With that, we can call the script to get the instance ids (requires jq installed).

$ aws-scripts/asg-instances
i-0c22ce6694c6d5152,i-0db64de0ebfa7d83c

Change the docker-compose.yml to point to the new version of your containers. The rollout script updates only one service defined on the compose file at once. In this example, I will rollout the 'whoami' service with a script:

$ vim assets/example.docker-compose.yml # Update the docker compose service.
$ aws s3 cp assets/example/docker-compose.yml s3://$SINFRA_S3_BUCKET/docker-compose.yml # We need to update the changes to S3.
$ aws-scripts/asg-rollout # Rollout the changes.

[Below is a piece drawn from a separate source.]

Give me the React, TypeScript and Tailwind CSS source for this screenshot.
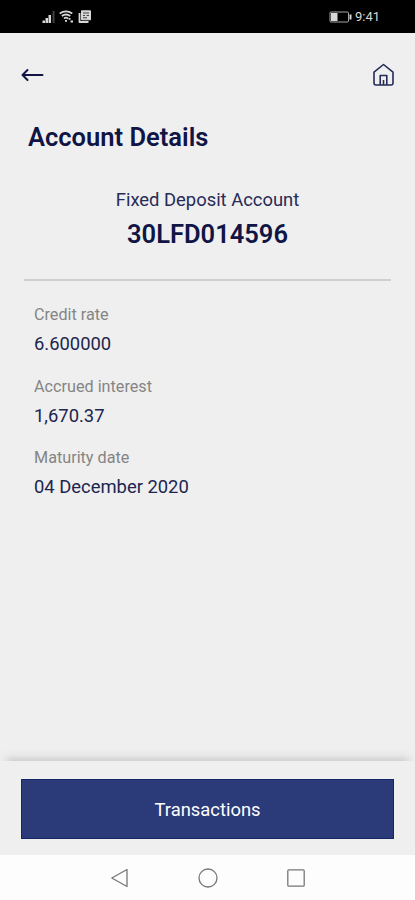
const details = [
  { label: "Credit rate", value: "6.600000" },
  { label: "Accrued interest", value: "1,670.37" },
  { label: "Maturity date", value: "04 December 2020" },
];

function StatusBar() {
  return (
    <div className="h-[33px] shrink-0 bg-black flex items-center justify-between pl-[42px] pr-[35px] text-[#d8d8d8]">
      <div className="flex items-center gap-1">
        {/* Signal */}
        <svg width="13" height="13" viewBox="0 0 13 13" fill="currentColor">
          <path d="M.5 10.500h2.500V13H.5zM3.500 8h2.500v5H3.500zM6.500 5H9v8H6.500z" />
          <path d="M10.500 1h2v12h-2z" opacity="0.3" />
        </svg>
        {/* Wifi */}
        <svg width="15" height="13" viewBox="0 0 15 13" fill="none" stroke="currentColor" strokeWidth="1.800">
          <path d="M.7 3.500Q7 -.8 13.300 3.500M2.800 6Q7 3 11.200 6M5 8.400Q7 7 9 8.400" />
          <path d="M6 10.800h2M9.500 8.800h2M11.500 11.500h2.500" />
        </svg>
        {/* News */}
        <svg width="14" height="13" viewBox="0 0 14 13" fill="none">
          <path d="M3.500 .8h9v9h-9z" fill="currentColor" stroke="currentColor" strokeLinejoin="round" />
          <path d="M1.500 3v9h9" stroke="currentColor" strokeWidth="1.800" strokeLinejoin="round" />
          <path d="M5 3h6M5 5.500h2M8.500 5.500H11M5 7.800h4" stroke="#444" />
        </svg>
      </div>
      <div className="flex items-center gap-[3px]">
        <svg width="23" height="12" viewBox="0 0 23 12" fill="none">
          <rect x="1" y="1" width="18.500" height="10" rx="1" stroke="#a5a5a5" />
          <path d="M2 2h6.500v8H2z" fill="currentColor" />
          <path d="M21.500 3.500v5" stroke="currentColor" strokeWidth="2" />
        </svg>
        <span className="text-[13px] leading-none">9:41</span>
      </div>
    </div>
  );
}

function Header() {
  return (
    <header className="h-[84px] shrink-0 flex items-center justify-between pl-[21px] pr-[20px] text-[#101545]">
      <button aria-label="Back">
        <svg width="23" height="14" viewBox="0 0 23 14" fill="none" stroke="currentColor" strokeWidth="2" strokeLinecap="round" strokeLinejoin="round">
          <path d="M21.500 7h-20M6.500 2L1.500 7l5 5" />
        </svg>
      </button>
      <button aria-label="Home">
        <svg width="23" height="24" viewBox="0 0 23 24" fill="none" stroke="#252b58" strokeWidth="1.600" strokeLinejoin="round">
          <path d="M2 9.200L11.500 1.500 21 9.200V20a2 2 0 0 1-2 2H4a2 2 0 0 1-2-2z" />
          <path d="M8.200 22V12.500h6.600V22M11.500 17v5" />
        </svg>
      </button>
    </header>
  );
}

export default function App() {
  return (
    <div className="h-[900px] w-full flex flex-col bg-[#efefef] font-['Roboto',sans-serif] text-[#101545]">
      <StatusBar />
      <Header />

      <main className="flex-1">
        <h1 className="pl-7 h-10 text-[25.500px] leading-10 font-semibold">Account Details</h1>

        <section className="mx-6 mt-[30px] h-[94px] border-b-2 border-[#cfcfcf] text-center">
          <p className="text-[18.400px] leading-[26px] text-[#272b56]">Fixed Deposit Account</p>
          <p className="mt-1 text-[25.500px] leading-[34px] font-semibold">30LFD014596</p>
        </section>

        <dl className="pl-[34px] pt-[21px]">
          {details.map((item) => (
            <div key={item.label} className="h-[71.500px]">
              <dt className="pt-px text-[16.200px] leading-6 text-[#858585]">{item.label}</dt>
              <dd className="mt-[3px] text-[18.400px] leading-[28px] text-[#20254f]">{item.value}</dd>
            </div>
          ))}
        </dl>
      </main>

      <div className="h-3 shrink-0 bg-linear-to-b from-[#efefef] via-[#e8e8e8] to-[#d2d2d2] mask-x-from-97% mask-x-to-100%" />
      <footer className="h-[94px] shrink-0 px-[21px] pt-[18px]">
        <button className="block w-full h-[60px] pt-[2px] bg-[#2b3a78] border border-[#152568] text-white text-[18.400px]">
          Transactions
        </button>
      </footer>

      {/* Android navigation */}
      <nav className="h-[45px] shrink-0 bg-[#fdfdfd] flex items-center justify-center gap-[68px] text-[#777]">
        <svg width="20" height="20" viewBox="0 0 20 20" fill="none" stroke="currentColor" strokeWidth="1.300" strokeLinejoin="round">
          <path d="M17 1.500v17L1.800 10z" />
        </svg>
        <svg width="20" height="20" viewBox="0 0 20 20" fill="none" stroke="currentColor" strokeWidth="1.300">
          <circle cx="10" cy="10" r="9" />
        </svg>
        <svg width="20" height="20" viewBox="0 0 20 20" fill="none" stroke="currentColor" strokeWidth="1.300">
          <rect x="1.800" y="1.800" width="16.400" height="16.400" rx="1" />
        </svg>
      </nav>
    </div>
  );
}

NOTE: we use S3 for the config file since it is highly available. The EC2 instances of the ASG are configured to automatically download the compose file from there if they need to restart or create a new instance.

The SINFRA_ECR_REPO is also useful if you want to push your own image to a private repo managed by AWS. Since we gave them the right IAM roles, both the server and your user should be able to push and pull from the repo.

Adjusting the infrastructure.

CDK deploys uses CloudFormation, which is declarative. To perform infrastructure changes, we can simply modify the update-infra/deploy.ts script and re-deploy (npm run cdk deploy). Most of the times these changes can be performed in place, although in my experience sometimes is necessary to recreate the infra when we change things like VPC configurations in a way that CloudFormation can't fix. But things like changing number or type of instances just work.

Also you can change some settings from the EC2 console directly. For instance, in the EC2 tab, go to the autoscale-group and you will be able to change the desired number of instances to grow or shrink the group as needed.

Tangent: AWS NAT gateway "tax" and insane egress costs

Beware amazon's NAT gateway "tax" and insane egress costs. For an alternative to using NAT gateways, consider adding fck-nat or setting everything up in public VPCs, as done by deploy.ts in this repo. (although in that case Amazon will charge you monthly for all IPv4s used).